The density of the drilling mud is monitored and controlled in order to maximize the efficiency of the drilling operation and to maintain the hydrostatic pressure. In a typical application, a well is drilled using a drill bit mounted on the end of a drill stem inserted down the drill pipe. The drilling mud is pumped down the drill pipe and through the drill bit to drive the bit. A gas flow and/or other additives are also pumped into the drill pipe to control the density of the mud. The mud passes through the drill bit and flows upwardly along the drill string inside the open hole and casing, carrying the loosed particles to the surface.
One example of such a system is shown and described in U.S. Pat. No. 5,873,420, entitled: “Air and Mud Control System for Underbalanced Drilling”, issued on Feb. 23, 1999 to Marvin Gearhart. The system shown and described in the Gearhart patent provides for a gas flow in the tubing for mixing the gas with the mud in a desired ratio so that the mud density is reduced to permit enhanced drilling rates by maintaining the well in an underbalanced condition.
It is known that there is a preexistent pressure on the formations of the earth, which, in general, increases as a function of depth due to the weight of the overburden on particular strata. This weight increases with depth so the prevailing or quiescent bottom hole pressure is increased in a generally linear curve with respect to depth. As the well depth is doubled, the pressure is likewise doubled. This is further complicated when drilling in deep water or ultra deep water because of the pressure on the sea floor by the water above it. Thus, high pressure conditions exist at the beginning of the hole and increase as the well is drilled. It is important to maintain a balance between the mud density and pressure and the hole pressure.

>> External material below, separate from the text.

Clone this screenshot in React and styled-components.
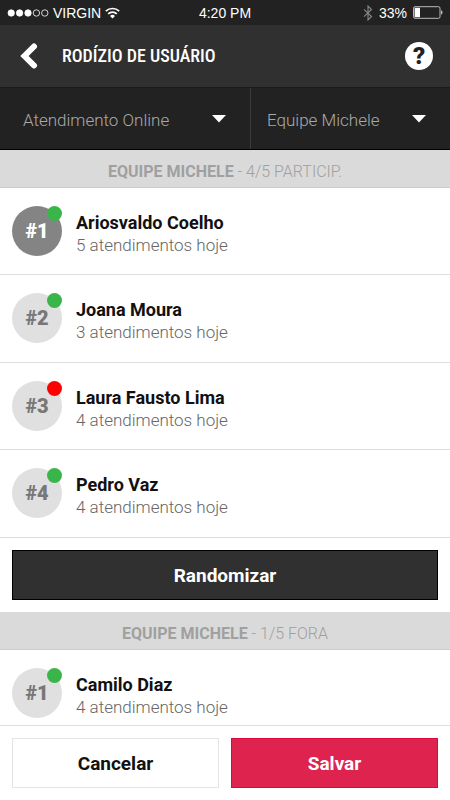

Otherwise, the pressure in the hole will force material back into the well bore and cause what is commonly known as a “blowout.” In basic terms, a blow out occurs when the gases or fluids in the well bore flow out of the formation into the well bore and bubble upward. When the standing column of drilling fluid is equal to or greater than the pressure at the depth of the borehole, the conditions leading to a blowout are minimized. When the mud density is insufficient, the gases or fluids in the borehole can cause the mud to decrease in density and become so light that a blowout occurs.

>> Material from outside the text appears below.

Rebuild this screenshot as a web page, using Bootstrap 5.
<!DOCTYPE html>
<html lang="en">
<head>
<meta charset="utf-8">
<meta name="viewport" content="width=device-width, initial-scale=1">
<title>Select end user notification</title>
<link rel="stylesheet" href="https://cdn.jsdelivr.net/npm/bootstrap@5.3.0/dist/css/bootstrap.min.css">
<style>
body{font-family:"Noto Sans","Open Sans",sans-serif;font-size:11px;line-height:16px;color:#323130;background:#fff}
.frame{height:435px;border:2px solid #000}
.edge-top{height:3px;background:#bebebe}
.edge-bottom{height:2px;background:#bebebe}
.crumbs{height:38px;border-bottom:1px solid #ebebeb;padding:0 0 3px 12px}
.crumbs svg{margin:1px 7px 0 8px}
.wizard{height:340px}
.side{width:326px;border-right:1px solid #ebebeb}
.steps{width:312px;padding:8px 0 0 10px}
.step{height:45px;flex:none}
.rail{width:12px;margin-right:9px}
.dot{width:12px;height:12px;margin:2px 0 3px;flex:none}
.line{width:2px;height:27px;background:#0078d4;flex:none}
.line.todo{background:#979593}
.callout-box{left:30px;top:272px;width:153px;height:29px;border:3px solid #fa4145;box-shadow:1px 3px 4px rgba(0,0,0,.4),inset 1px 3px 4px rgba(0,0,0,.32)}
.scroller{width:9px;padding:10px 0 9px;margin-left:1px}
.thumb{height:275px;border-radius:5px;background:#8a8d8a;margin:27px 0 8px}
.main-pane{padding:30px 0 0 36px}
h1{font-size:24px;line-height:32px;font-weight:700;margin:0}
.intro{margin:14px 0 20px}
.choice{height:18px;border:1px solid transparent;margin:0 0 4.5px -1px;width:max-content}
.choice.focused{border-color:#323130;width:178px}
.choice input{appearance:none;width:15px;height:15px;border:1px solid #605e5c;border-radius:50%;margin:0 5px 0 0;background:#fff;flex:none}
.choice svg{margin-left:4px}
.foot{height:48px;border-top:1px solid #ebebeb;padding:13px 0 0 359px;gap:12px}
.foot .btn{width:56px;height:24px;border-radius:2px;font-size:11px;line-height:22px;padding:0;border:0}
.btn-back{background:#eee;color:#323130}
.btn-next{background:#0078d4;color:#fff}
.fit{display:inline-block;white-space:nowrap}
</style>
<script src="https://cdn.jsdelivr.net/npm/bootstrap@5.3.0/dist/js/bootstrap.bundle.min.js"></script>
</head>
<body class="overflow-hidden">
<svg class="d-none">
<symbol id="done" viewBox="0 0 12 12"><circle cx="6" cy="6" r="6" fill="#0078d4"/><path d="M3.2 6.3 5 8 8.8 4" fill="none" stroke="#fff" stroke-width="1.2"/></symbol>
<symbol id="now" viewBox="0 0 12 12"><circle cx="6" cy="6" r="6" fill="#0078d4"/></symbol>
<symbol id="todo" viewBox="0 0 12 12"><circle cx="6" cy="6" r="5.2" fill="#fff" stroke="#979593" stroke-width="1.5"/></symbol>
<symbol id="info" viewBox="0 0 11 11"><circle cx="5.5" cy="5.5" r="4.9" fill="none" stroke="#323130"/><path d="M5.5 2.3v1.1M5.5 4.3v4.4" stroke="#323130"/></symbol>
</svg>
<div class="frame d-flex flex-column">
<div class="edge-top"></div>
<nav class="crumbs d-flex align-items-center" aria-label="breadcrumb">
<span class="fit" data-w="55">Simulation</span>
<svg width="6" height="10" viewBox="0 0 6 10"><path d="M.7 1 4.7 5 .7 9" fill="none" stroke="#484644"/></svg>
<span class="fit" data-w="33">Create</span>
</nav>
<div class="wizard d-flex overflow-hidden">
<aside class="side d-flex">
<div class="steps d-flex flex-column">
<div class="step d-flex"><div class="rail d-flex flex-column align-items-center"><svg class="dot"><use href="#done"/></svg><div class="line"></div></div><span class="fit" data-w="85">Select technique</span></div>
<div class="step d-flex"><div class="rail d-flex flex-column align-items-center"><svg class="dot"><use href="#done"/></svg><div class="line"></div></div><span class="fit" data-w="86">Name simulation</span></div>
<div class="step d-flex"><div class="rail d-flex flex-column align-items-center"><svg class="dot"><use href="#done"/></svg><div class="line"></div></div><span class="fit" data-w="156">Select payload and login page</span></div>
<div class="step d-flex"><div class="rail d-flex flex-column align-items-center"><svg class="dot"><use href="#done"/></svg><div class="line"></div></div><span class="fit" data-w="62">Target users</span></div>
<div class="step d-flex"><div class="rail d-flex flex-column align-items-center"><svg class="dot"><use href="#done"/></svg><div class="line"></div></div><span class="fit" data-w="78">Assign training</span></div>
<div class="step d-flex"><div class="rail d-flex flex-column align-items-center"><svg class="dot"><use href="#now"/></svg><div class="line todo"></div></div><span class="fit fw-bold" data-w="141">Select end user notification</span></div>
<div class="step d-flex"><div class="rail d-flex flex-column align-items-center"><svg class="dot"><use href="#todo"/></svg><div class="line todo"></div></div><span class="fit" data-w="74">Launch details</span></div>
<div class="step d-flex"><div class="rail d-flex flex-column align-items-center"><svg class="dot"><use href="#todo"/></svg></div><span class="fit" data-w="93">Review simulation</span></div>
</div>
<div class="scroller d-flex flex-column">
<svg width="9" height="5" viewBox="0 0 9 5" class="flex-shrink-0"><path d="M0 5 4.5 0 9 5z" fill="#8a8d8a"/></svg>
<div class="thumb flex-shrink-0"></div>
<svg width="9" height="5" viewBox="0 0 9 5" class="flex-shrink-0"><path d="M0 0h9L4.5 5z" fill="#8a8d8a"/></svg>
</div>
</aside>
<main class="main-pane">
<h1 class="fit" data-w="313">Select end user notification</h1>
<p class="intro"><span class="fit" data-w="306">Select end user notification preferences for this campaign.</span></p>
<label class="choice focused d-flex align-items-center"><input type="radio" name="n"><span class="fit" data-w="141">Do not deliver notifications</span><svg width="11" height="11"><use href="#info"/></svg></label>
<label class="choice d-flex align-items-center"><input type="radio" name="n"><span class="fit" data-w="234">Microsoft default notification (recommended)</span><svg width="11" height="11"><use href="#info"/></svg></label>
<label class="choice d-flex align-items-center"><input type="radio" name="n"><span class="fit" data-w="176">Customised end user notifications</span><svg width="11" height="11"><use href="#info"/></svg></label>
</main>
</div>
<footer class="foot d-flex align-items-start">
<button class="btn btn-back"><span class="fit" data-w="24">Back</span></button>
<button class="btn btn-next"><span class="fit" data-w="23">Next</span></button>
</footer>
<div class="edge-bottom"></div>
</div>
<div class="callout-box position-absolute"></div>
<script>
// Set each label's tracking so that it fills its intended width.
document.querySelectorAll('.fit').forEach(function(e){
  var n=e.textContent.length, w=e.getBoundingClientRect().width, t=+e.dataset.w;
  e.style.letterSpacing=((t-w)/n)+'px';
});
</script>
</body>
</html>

Blowouts are a threat to drilling operations and a significant risk to both drilling personnel and the environment. Typically blowout preventers (or “BOP's”) are installed at the ocean floor to minimize a blowout from an out-of-balance well. However, the primary method for minimizing a risk of a blowout condition is the proper balancing of the drilling mud density to maintain the well in a balanced condition at all times. While BOP's can contain a blowout and minimize the damage to personnel and the environment, the well is usually lost once a blowout occurs, even if contained. It is far more efficient and desirable to use proper mud control techniques in order to reduce the risk of a blowout than it is to contain a blowout once it occurs.
In order to maintain a safe margin, the column of drilling mud in the annular space around the drill stem is of sufficient weight and density to produce a high enough pressure to limit risk to near-zero in normal drilling conditions. While this is desirable, it unfortunately slows down the drilling process. In some cases underbalanced drilling has been attempted in order to increase the drilling rate. However, to the present day, the mud density is the main component for maintaining a pressurized well under control.
Deep water and ultra deep water drilling has its own set of problems coupled with the need to provide a high density drilling mud in a well bore that starts several thousand feet below sea level. The pressure at the beginning of the hole is equal to the hydrostatic pressure of the seawater above it, but the mud must travel from the sea surface to the sea floor before its density is useful. It is well recognized that it would be desirable to maintain mud density at or near seawater density (or 8.6 PPG) when above the borehole and at a heavier density from the seabed down into the well. In the past, pumps have been employed near the seabed for pumping out the returning mud and cuttings from the seabed above the BOP's and to the surface using a return line that is separate from the riser. This system is expensive to install, as it requires separate lines, expensive to maintain, and very expensive to run. Another experimental method employs the injection of low density particles—such—as glass beads into the returning fluid in the riser above the sea floor to reduce the density of the returning mud as it is brought to the surface. Typically, the BOP stack is on the sea floor and the glass beads are injected above the BOP stack.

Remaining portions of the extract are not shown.